Глава двадцать шестая: Лори
Глава двадцать шестая: Лори
Настоящее
Сегодня я не хочу ехать в наш с Андреем дом. Меня уже просто тошнит от выхолощенных стен модного серого цвета, идеальной чистоты и дизайна как с обложки «Стильный интерьер», на который можно бесконечно долго любоваться, но в котором невозможно нормально существовать.
Моя отделанная рубленным кирпичом квартира а ля «берлога истинного спартанца» и то уютнее. А главное — там нет внутренних стен, об которые мне так и чешется расшибить свою бестолковую башку.
По пути заезжаю в магазин, набираю с полок максимально не пЭпЭшный фастфуд, дополняю все это бутылкой красного сухого вина и упаковкой смеси орехов, сухофруктов и цукатов. В последний раз я ела что-то подобное в те дни, когда Сергей, на правах Мужчины моей мечты, еще мог расколошматить мне сердце всего парой-тройкой фраз. А красное сухое вино вообще терпеть не могу — оно не вызывает у меня ничего, кроме болезненной оскомины.
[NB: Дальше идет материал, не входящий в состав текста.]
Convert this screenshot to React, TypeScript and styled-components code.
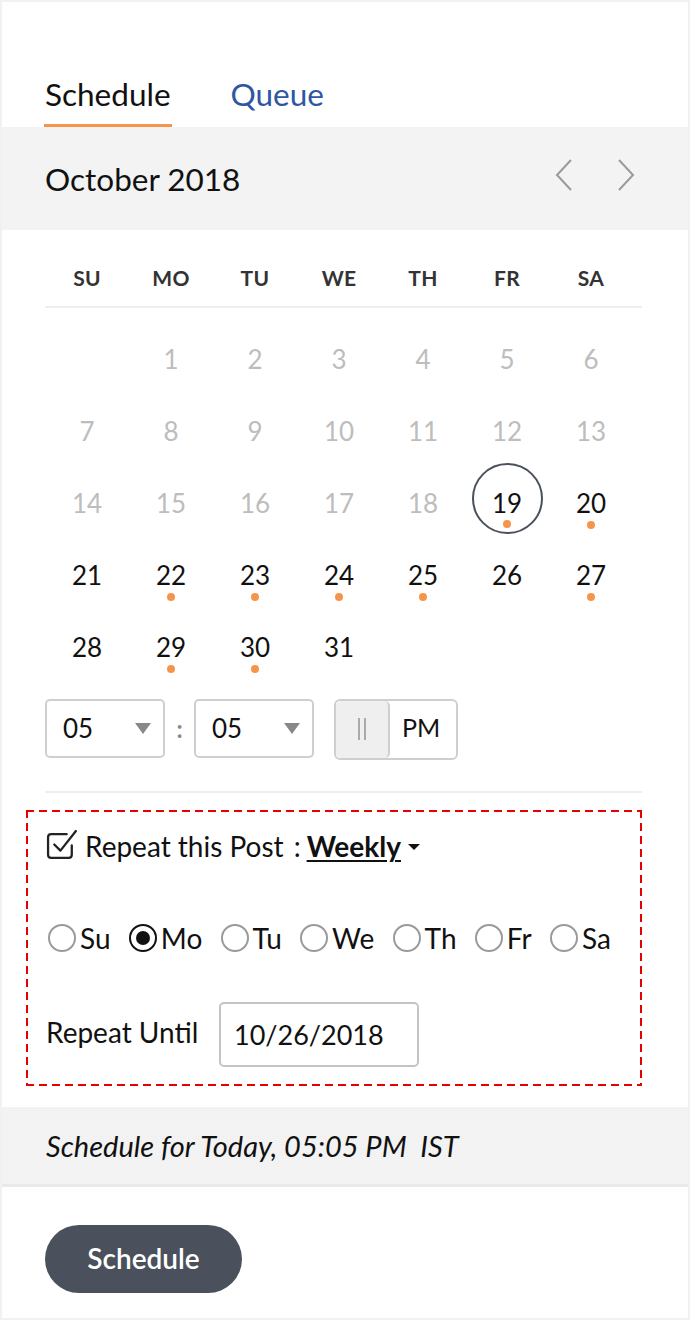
import React from "react";
import styled, { createGlobalStyle } from "styled-components";

const Global = createGlobalStyle`
  html, body { margin: 0; padding: 0; background: #fff; }
  body { font-family: Lato, "Open Sans", sans-serif; color: #111; }
  * { box-sizing: border-box; }
`;

const Frame = styled.div`
  width: 690px;
  height: 1320px;
  border: 2px solid #f1f1f1;
  background: #fff;
  display: flex;
  flex-direction: column;
`;

const Tabs = styled.div`
  display: flex;
  gap: 60px;
  padding: 74px 0 0 43px;
  height: 125px;
`;

const Tab = styled.div<{ $active?: boolean }>`
  font-size: 31.5px;
  line-height: 36px;
  color: ${(p) => (p.$active ? "#111" : "#2f56a3")};
  position: relative;
  height: 51px;
  &::after {
    content: "";
    display: ${(p) => (p.$active ? "block" : "none")};
    position: absolute;
    left: -1px;
    right: -1px;
    bottom: 0;
    height: 3px;
    background: #f4954b;
  }
`;

const MonthBar = styled.div`
  background: #f3f3f3;
  height: 103px;
  display: flex;
  align-items: center;
  justify-content: space-between;
  padding: 0 52px 0 43px;
`;

const MonthTitle = styled.div`
  font-size: 31.5px;
  color: #111;
`;

const Arrows = styled.div`
  display: flex;
  gap: 42px;
  align-items: center;
  padding-bottom: 8px;
`;

const Body = styled.div`
  padding: 0 46px 0 43px;
`;

const Grid = styled.div`
  display: grid;
  grid-template-columns: repeat(7, 84px);
`;

const HeadRow = styled(Grid)`
  height: 78px;
  align-items: end;
  padding-bottom: 16px;
  border-bottom: 2px solid #eeeeee;
  width: 597px;
`;

const HeadCell = styled.div`
  text-align: center;
  font-weight: 700;
  font-size: 21px;
  color: #333;
  letter-spacing: 0.3px;
`;

const DaysGrid = styled(Grid)`
  grid-auto-rows: 72px;
  padding-top: 16px;
`;

const DayCell = styled.div`
  display: flex;
  align-items: center;
  justify-content: center;
  position: relative;
`;

const DayNum = styled.div<{ $muted?: boolean; $today?: boolean }>`
  font-size: 26px;
  color: ${(p) => (p.$muted ? "#bdbdbd" : "#111")};
  width: 71px;
  height: 71px;
  border-radius: 50%;
  display: flex;
  align-items: center;
  justify-content: center;
  border: ${(p) => (p.$today ? "2px solid #4a505c" : "2px solid transparent")};
  position: relative;
  padding-bottom: 2px;
  margin-top: ${(p) => (p.$today ? "-12px" : "0")};
  ${(p) => (p.$today ? "& > span { margin-top: 12px; }" : "")}
`;

const Dot = styled.span<{ $today?: boolean }>`
  position: absolute;
  left: 50%;
  top: ${(p) => (p.$today ? "52px" : "53px")};
  width: 8px;
  height: 8px;
  margin-left: -4px;
  border-radius: 50%;
  background: #f4954b;
`;

const TimeRow = styled.div`
  display: flex;
  align-items: center;
  margin-top: 13px;
  height: 62px;
`;

const Select = styled.div`
  width: 120px;
  height: 59px;
  border: 2px solid #cfcfcf;
  border-radius: 5px;
  display: flex;
  align-items: center;
  justify-content: space-between;
  padding: 0 12px 0 16px;
  font-size: 26px;
  color: #111;
`;

const Caret = styled.span`
  width: 0;
  height: 0;
  border-left: 8px solid transparent;
  border-right: 8px solid transparent;
  border-top: 11px solid #888;
`;

const Colon = styled.span`
  width: 29px;
  text-align: center;
  font-size: 24px;
  color: #888;
  font-weight: 700;
`;

const Toggle = styled.div`
  margin-left: 20px;
  width: 124px;
  height: 61px;
  border: 2px solid #cfcfcf;
  border-radius: 6px;
  display: flex;
  overflow: hidden;
  margin-top: 2px;
`;

const Knob = styled.div`
  width: 54px;
  background: #efefef;
  border-right: 2px solid #cfcfcf;
  border-radius: 5px;
  display: flex;
  align-items: center;
  justify-content: center;
  gap: 4px;
  & > i {
    display: block;
    width: 2px;
    height: 22px;
    background: #aaa;
  }
`;

const PMLabel = styled.div`
  flex: 1;
  display: flex;
  align-items: center;
  justify-content: center;
  font-size: 25px;
  color: #111;
  padding: 0 4px 4px 0;
`;

const Divider = styled.div`
  height: 2px;
  background: #eeeeee;
  width: 597px;
  margin-top: 32px;
`;

const RepeatBox = styled.div`
  margin: 17px 0 0 -19px;
  width: 616px;
  height: 276px;
  padding: 18px 0 0 20px;
  display: flex;
  flex-direction: column;
  background-image:
    repeating-linear-gradient(90deg, #e60000 0 8px, transparent 8px 13px),
    repeating-linear-gradient(90deg, #e60000 0 8px, transparent 8px 13px),
    repeating-linear-gradient(180deg, #e60000 0 8px, transparent 8px 13px),
    repeating-linear-gradient(180deg, #e60000 0 8px, transparent 8px 13px);
  background-size: 100% 2px, 100% 2px, 2px 100%, 2px 100%;
  background-position: 0 0, 0 100%, 0 0, 100% 0;
  background-repeat: no-repeat;
`;

const RepeatHead = styled.div`
  display: flex;
  align-items: center;
  font-size: 28px;
  color: #111;
  height: 36px;
`;

const ColonText = styled.span`
  margin-left: 10px;
`;

const Weekly = styled.span`
  font-weight: 700;
  text-decoration: underline;
  text-underline-offset: 3px;
  text-decoration-thickness: 2px;
  margin-left: 6px;
`;

const SmallCaret = styled.span`
  width: 0;
  height: 0;
  border-left: 6px solid transparent;
  border-right: 6px solid transparent;
  border-top: 6px solid #111;
  margin-left: 7px;
  margin-top: 2px;
`;

const RadioRow = styled.div`
  display: flex;
  align-items: center;
  gap: 18.3px;
  margin-top: 56px;
  height: 36px;
  margin-left: 2px;
`;

const RadioItem = styled.label`
  display: flex;
  align-items: center;
  font-size: 28px;
  color: #111;
`;

const RadioCircle = styled.span<{ $on?: boolean }>`
  width: 28px;
  height: 28px;
  border-radius: 50%;
  border: 2px solid ${(p) => (p.$on ? "#111" : "#9a9a9a")};
  margin-right: 4px;
  display: flex;
  align-items: center;
  justify-content: center;
  &::after {
    content: "";
    display: ${(p) => (p.$on ? "block" : "none")};
    width: 14px;
    height: 14px;
    border-radius: 50%;
    background: #111;
  }
`;

const UntilRow = styled.div`
  display: flex;
  align-items: center;
  margin-top: 46px;
`;

const UntilLabel = styled.div`
  font-size: 28px;
  color: #111;
  width: 173px;
  padding-bottom: 6px;
`;

const DateInput = styled.div`
  width: 200px;
  height: 65px;
  border: 2px solid #c4c4c4;
  border-radius: 5px;
  display: flex;
  align-items: center;
  padding-left: 13px;
  font-size: 27px;
  color: #111;
`;

const Summary = styled.div`
  margin-top: 21px;
  height: 80px;
  background: repeating-linear-gradient(0deg, #f4f4f4 0px, #f4f4f4 1px, #f1f1f1 1px, #f1f1f1 2px);
  border-bottom: 3px solid #e9e9e9;
  display: flex;
  align-items: center;
  padding-left: 44px;
  font-style: italic;
  font-size: 29px;
  color: #111;
  white-space: pre;
`;

const Footer = styled.div`
  padding: 38px 0 0 43px;
`;

const Button = styled.button`
  width: 197px;
  height: 68px;
  border-radius: 34px;
  border: 0;
  background: #4a515c;
  color: #fff;
  font-family: Lato, "Open Sans", sans-serif;
  font-size: 28px;
  font-weight: 600;
  padding-bottom: 3px;
`;

const days = ["SU", "MO", "TU", "WE", "TH", "FR", "SA"];
const dotted = new Set([19, 20, 22, 23, 24, 25, 27, 29, 30]);

const Chevron = ({ dir }: { dir: "l" | "r" }) => (
  <svg width="20" height="34" viewBox="0 0 20 34">
    <path
      d={dir === "l" ? "M17 2 L3 17 L17 32" : "M3 2 L17 17 L3 32"}
      fill="none"
      stroke="#9a9a9a"
      strokeWidth="2"
    />
  </svg>
);

const CheckIcon = () => (
  <svg width="33" height="33" viewBox="0 0 32 32" style={{ marginRight: 6, marginTop: -2 }}>
    <path
      d="M25 16 V25 Q25 28 22 28 H5 Q2 28 2 25 V8 Q2 5 5 5 H20"
      fill="none"
      stroke="#222"
      strokeWidth="2.2"
      strokeLinecap="round"
    />
    <path d="M8 15 L14 21 L29 2" fill="none" stroke="#222" strokeWidth="2.2" strokeLinecap="round" strokeLinejoin="round" />
  </svg>
);

const radios: { label: string; on?: boolean }[] = [
  { label: "Su" },
  { label: "Mo", on: true },
  { label: "Tu" },
  { label: "We" },
  { label: "Th" },
  { label: "Fr" },
  { label: "Sa" },
];

export default function App() {
  const cells: React.ReactNode[] = [];
  cells.push(<DayCell key="blank" />);
  for (let d = 1; d <= 31; d++) {
    const today = d === 19;
    cells.push(
      <DayCell key={d}>
        <DayNum $muted={d < 19} $today={today}>
          <span>{d}</span>
        </DayNum>
        {dotted.has(d) && <Dot $today={today} />}
      </DayCell>
    );
  }
  return (
    <>
      <Global />
      <Frame>
        <Tabs>
          <Tab $active>Schedule</Tab>
          <Tab>Queue</Tab>
        </Tabs>
        <MonthBar>
          <MonthTitle>October 2018</MonthTitle>
          <Arrows>
            <Chevron dir="l" />
            <Chevron dir="r" />
          </Arrows>
        </MonthBar>
        <Body>
          <HeadRow>
            {days.map((d) => (
              <HeadCell key={d}>{d}</HeadCell>
            ))}
          </HeadRow>
          <DaysGrid>{cells}</DaysGrid>
          <TimeRow>
            <Select>
              05 <Caret />
            </Select>
            <Colon>:</Colon>
            <Select>
              05 <Caret />
            </Select>
            <Toggle>
              <Knob>
                <i />
                <i />
              </Knob>
              <PMLabel>PM</PMLabel>
            </Toggle>
          </TimeRow>
          <Divider />
          <RepeatBox>
            <RepeatHead>
              <CheckIcon />
              Repeat this Post
              <ColonText>:</ColonText>
              <Weekly>Weekly</Weekly>
              <SmallCaret />
            </RepeatHead>
            <RadioRow>
              {radios.map((r) => (
                <RadioItem key={r.label}>
                  <RadioCircle $on={r.on} />
                  {r.label}
                </RadioItem>
              ))}
            </RadioRow>
            <UntilRow>
              <UntilLabel>Repeat Until</UntilLabel>
              <DateInput>10/26/2018</DateInput>
            </UntilRow>
          </RepeatBox>
        </Body>
        <Summary>{"Schedule for Today, 05:05 PM  IST"}</Summary>
        <Footer>
          <Button>Schedule</Button>
        </Footer>
      </Frame>
    </>
  );
}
Но сегодня мне категорически нужны все негативные эмоции, которые только возможно получить извне, чтобы перебить послевкусие открывшейся правды. Уже даже жалею, что не взяла номер телефона у того паренька из фитнеса — для секса на один раз он как раз подошел бы, а сменить после этого зал вообще не составило бы труда.
Захожу к свою пустую «холостяцкую берлогу», выкладываю все купленное хором в первую же подвернувшуюся под руку миску. Беру два бокала, чтобы не бухать в одиночестве. Иду к телевизору, прижимая все это сразу ко всем бокам, но все равно что-то падает по дороге.
Да и по фигу.
Разливаю вино по бокалам, нахожу на телеке канал старой музыки и делаю звук погромче, хотя даже если я врублю на максимум — он все равно не заглушит настырный внутренний голос, снова и снова нашептывающий, какая я бесконечно тупая дура.
Выпиваю сразу все вино в своем бокале, сую в рот горсть орехов. Блин, они, кажется, еще и не первой свежести, потому что от появившегося на языке привкуса меня снова подташнивает. Пытаюсь запить его «сухарем», но делаю только хуже и вот уже со всех ног, зажав рот ладонями, бешу в туалет и долго пугаю унитаз рвотными позывами.